一方、校長の豊島光男先生はこう話してくれた。
「英検では、その準備と受験を通して学習進度を客観的に測り、そこから今の自分に足りないものを知ることが、合否以上に生徒の財産になると考えています」
英検本番だけでなく、準備や振り返りの大切さという指摘の通り、受験の奨励と並行して、希望者を対象にした放課後の定期的な対策指導など、そのための支援もぬかりなく行っている。やる気のある生徒は、進んでこれらに参加することで、より力を伸ばすことができる。
「全員受験という枠組みの中で、さらに先を目指そうという積極性が生徒に芽生えてきました。ただ競争するというのでなく、仲間と『今度は何級に挑戦しようよ』と声を掛け合うなど、一緒に向上していこうという気持ちが感じられるのが非常にうれしいですね」と豊島校長先生が続ける。英検が、勝ち負けの競争よりも「共に学ぼう」という前向きな思いにつながっているという評価には、注目すべきものがあるのではないだろうか。
明日を生きる生徒たちのために
開放感のある校舎
関西大学の併設校という位置づけを生かし、必ずしも大学受験という枠組みにとらわれない、生徒の将来において本当に求められる力に焦点を合わせた教育のあり方は、関西大学第一高等学校が貫くポリシーである。
英検以外の資格取得にも積極的に取り組むほか、中高連携の一貫したキャリア教育を実践するなど、その教育内容は包括的かつ立体的なものだ。生徒に常に「自分の将来」をイメージさせ、同時に生徒自身の今現在の立ち位置を常に確かめさせることで、学習への高いモチベーションをかき立てるのがそのねらいだ。さらに、英語で火をつけたコミュニケーションへの意欲をいっそう深めるために、関西大学教員による出前授業としてドイツ語・中国語・フランス語の講座を設けてもいる。
「がんばらせる学習には自ずと限度があります。

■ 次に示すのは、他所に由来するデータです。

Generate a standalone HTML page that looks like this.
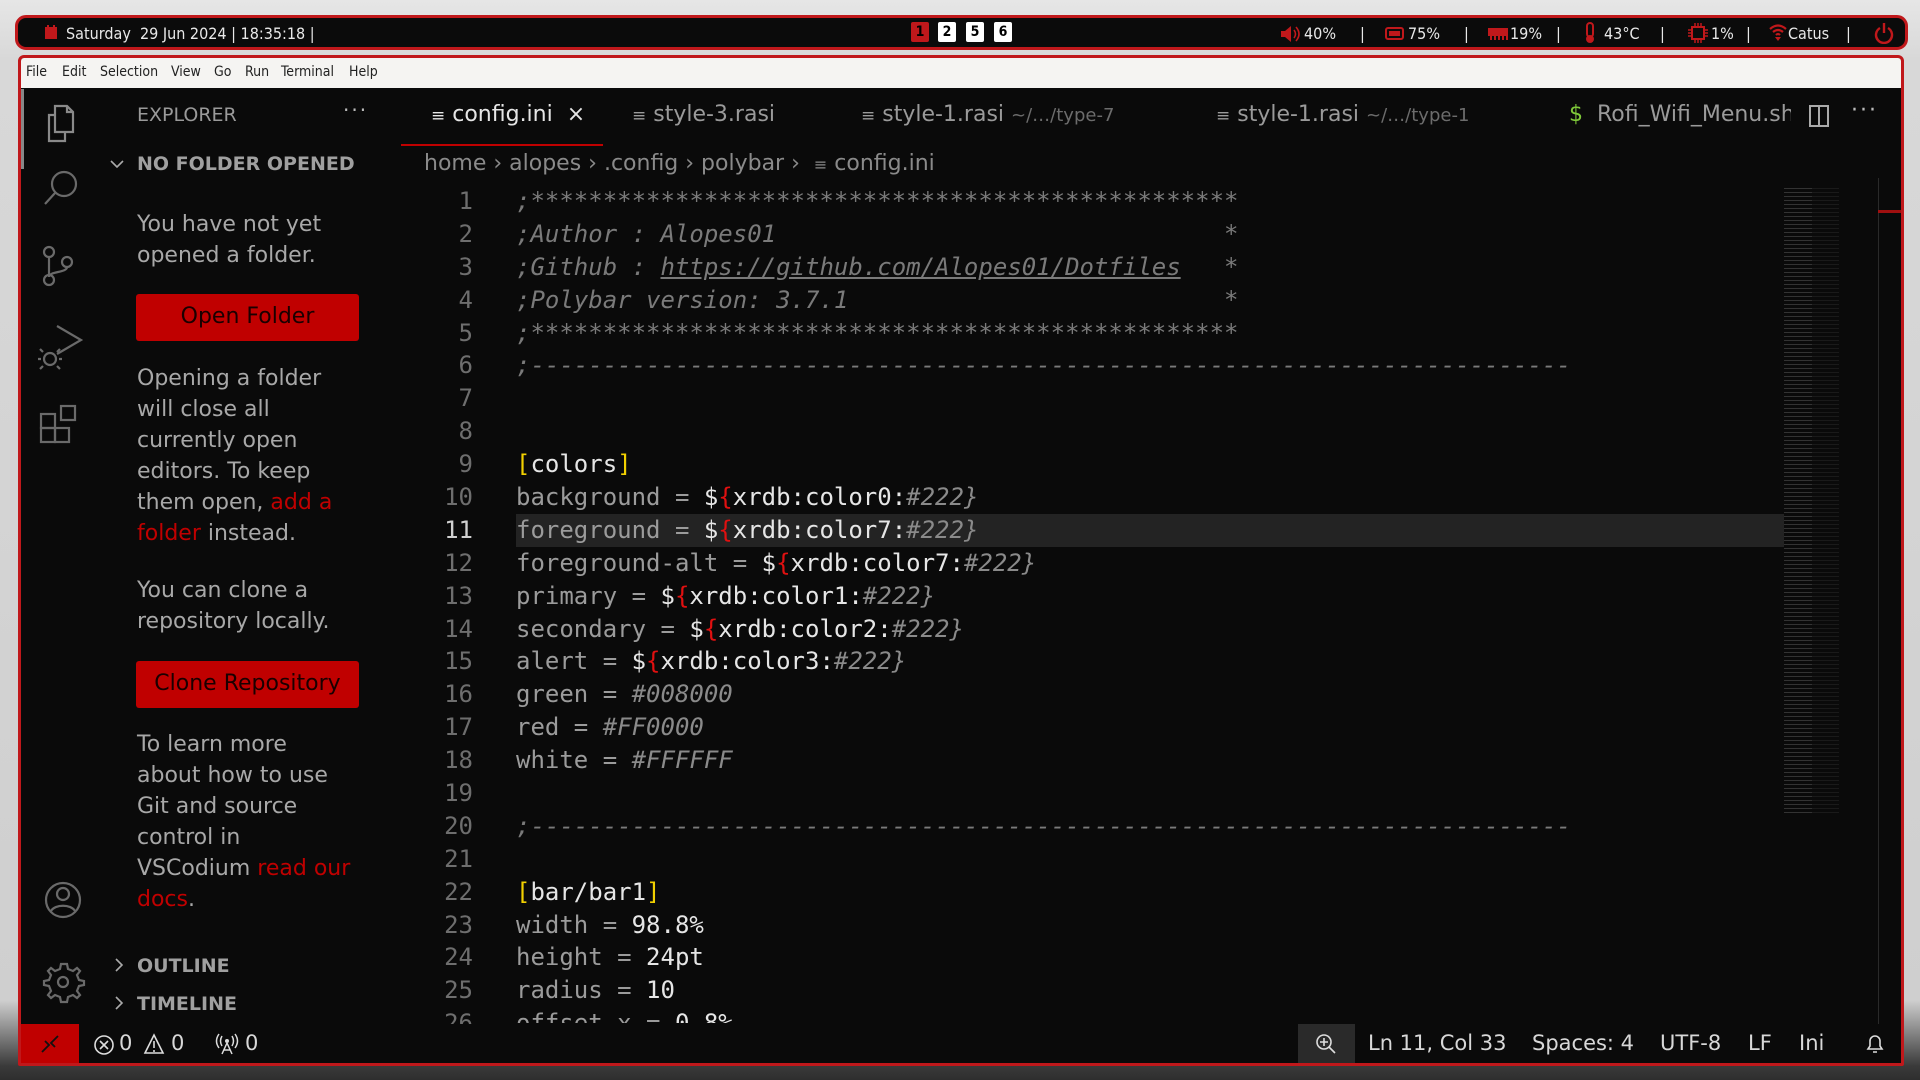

ですが、自発的な学習を通じてなら、彼らは驚くほどグングン伸びていくものなんです」と垣添先生。
英語学習と英検への挑戦は、将来の社会人としての基礎力であると同時に、今を生きる高校生の、内なる学びの意欲を引き出す起爆剤ともなっているようだ。そしてこれら中高での取り組みは今、関西大学における外国語学部の新設(平成21年4月)とうまく結びついた。これからも更なる進化を遂げる関西大学第一高等学校から目が離せない。
英検チャレンジャーにインタビュー!
英検挑戦はステップ・バイ・ステップで
谷端美里さん
(高1・準2級取得)
英検挑戦はステップ・バイ・ステップで
中学校の授業で、外国人の先生に自分の英語が通じたときに生まれた「話せる!伝わる!」という気持ちが、私を英語好きにしてくれたのだと思います。
初めて英検を受験したのは、中学3年生のときでした。好きになって勉強した英語の力を、3級合格という形で確かめることができて本当に良かったです。高校1年生の今年は、準2級に合格できました。2年生では2級に挑戦します。最終目標はまだ決めていませんが、力をつけながら一歩一歩行けるところまで進んでいきたいです。
将来の夢は、自分自身が積極的に動いて多くの人とコミュニケーションができる仕事に就くことです。英語力を生かしながら、いろいろな国の人と出会えたらいいですね。
高1の1年間で準2級と2級に合格
芝田展彬さん
(高2・2級取得)
高1の1年間で準2級と2級に合格
僕は以前、海外のインターナショナルスクールにいた頃、英語で自分の気持ちをうまく表現できませんでした。そんなとき、日本での受験に備えて、カナダ人の先生が熱心に指導をしてくれました。「僕も英語で気持ちが伝えられる!」と自信がついたとき、いつの間にか英語が大好きになっていました。
今は、英字新聞を読んだり、英語ニュースを見たりしています。英検は限られた時間の中で問題に取り組む点でいい刺激になります。新聞やニュースが親しむものなら、英検は鍛えるものという感じで、違った充実感や達成感があります。
将来は通訳や空港事務など、英語を生かした人と人の間をつなぐ仕事をしたいので、もっと英語力を磨いていきたいです。